On 2 Sep 2009, at 12:28, ma...@f2s.com wrote:

On Wed, Sep 02, 2009 at 01:25:04PM +0300, Henri Salo wrote:
On Wed, Sep 02, 2009 at 11:01:51AM +0100, Samer Abdallah wrote:
I'm using an old version of ion3 (ion-3ds-20060317)
which I compiled from source on Mac OS 10.4 (PPC)
and it works just fine. Haven't tried any newer versions.

Update immediately.

Why on earth would you say that?

If it works for Samer then there's negligible value in upgrading at
all--it may fix some bugs/introduce new features, but it may also cause
some things to break that were working before.  If ion were something

Yes, my sentiments exactly - thank you. The version I have works
great for me and has no bugs I've come across. Even installing that
over a previous version I had meant I had to make a lot of changes
to my configuration scripts, which was fine and I'm not complaining
at all, but I see no reason to spend more time fussing over a window
manager even if it is the best window manager in the world. On
Debian I upgrade everything regularly because it is almost cost-free
(usually anyway) but I know from experience that compiling 3 years
worth of changes from source (and on Mac OS X) will probably not be.
I could do it - I'm not an idiot - but it's just not worth my time.

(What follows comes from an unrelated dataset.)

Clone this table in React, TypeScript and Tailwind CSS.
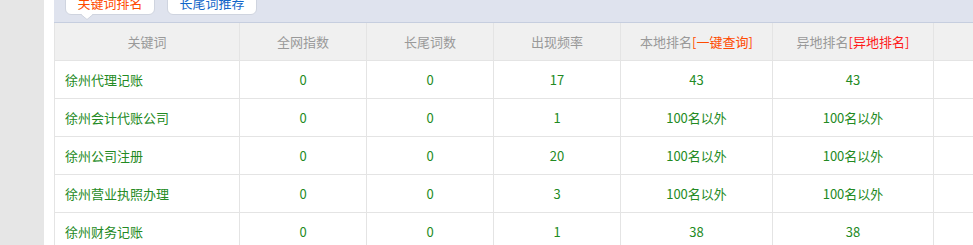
import React from "react";

const widths = ["w-[186px] border-l", "w-[127px]", "w-[127px]", "w-[127px]", "w-[152px]", "w-[161px]", "w-[120px]"];

const rows = [
  ["徐州代理记账", "0", "0", "17", "43", "43"],
  ["徐州会计代账公司", "0", "0", "1", "100名以外", "100名以外"],
  ["徐州公司注册", "0", "0", "20", "100名以外", "100名以外"],
  ["徐州营业执照办理", "0", "0", "3", "100名以外", "100名以外"],
  ["徐州财务记账", "0", "0", "1", "38", "38"],
];

export default function App() {
  return (
    <div
      className="flex h-[245px] w-[973px] overflow-hidden bg-white text-[13px]"
      style={{ fontFamily: '"Noto Sans CJK SC", "Microsoft YaHei", sans-serif' }}
    >
      <div className="w-[44px] shrink-0 bg-[#e6e6e6]" />
      <div className="ml-[10px] flex min-w-0 flex-1 flex-col">
        <div className="relative h-[23px] shrink-0 border-b border-[#c6cedf] bg-[#dfe3ee]">
          <div className="-mt-[10px] ml-[11px] flex gap-[12px]">
            <div className="relative flex h-[25px] w-[90px] items-center justify-center rounded-[6px] border border-[#cfd4df] bg-white leading-none text-[#ff4a00]">
              关键词排名
              <svg className="absolute left-[15px] top-[23px]" width="12" height="6" viewBox="0 0 12 6">
                <path d="M0 0.5 L6 5.5 L12 0.5" fill="#ffffff" stroke="#cfd4df" strokeWidth="1" />
                <rect x="1" y="0" width="10" height="1" fill="#ffffff" />
              </svg>
            </div>
            <div className="flex h-[25px] w-[90px] items-center justify-center rounded-[6px] border border-[#cfd4df] bg-white leading-none text-[#1266c9]">
              长尾词推荐
            </div>
          </div>
        </div>
        <div className="flex h-[38px] shrink-0 border-b border-[#e4e4e4] bg-[#f0f0f0] text-[#999999]">
          {["关键词", "全网指数", "长尾词数", "出现频率", "本地排名", "异地排名", ""].map((h, i) => (
            <div
              key={i}
              className={`${widths[i]} flex shrink-0 items-center justify-center border-r border-[#e4e4e4]`}
            >
              {h}
              {i === 4 && <span className="text-[#ff4a00]">[一键查询]</span>}
              {i === 5 && <span className="text-[#ff1a1a]">[异地排名]</span>}
            </div>
          ))}
        </div>
        {rows.map((r, ri) => (
          <div key={ri} className="flex h-[38px] shrink-0 border-b border-[#e4e4e4] text-[#238a23]">
            {[...r, ""].map((c, i) => (
              <div
                key={i}
                className={`${widths[i]} flex shrink-0 items-center border-r border-[#e4e4e4] ${
                  i === 0 ? "justify-start border-[#e4e4e4] pl-[10px]" : "justify-center"
                }`}
              >
                {c}
              </div>
            ))}
          </div>
        ))}
      </div>
    </div>
  );
}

I do love ion, honestly :)

Samer.


like a filesystem or a database where it's correctness determined
whether it silently corrupted things then it would be a different
matter.  Upgrading to the latest version of ion only needs to be done
"immediately" if you're actually hitting a bug that may have been fixed
in a later version or you want the functionality provided by the later
version.

AFAIK, this is an early result from economics, the "cost" (in the case
of ion, your time/patience) of change is very rarely zero. It helps to
explain a lot of behavior we see in the real world.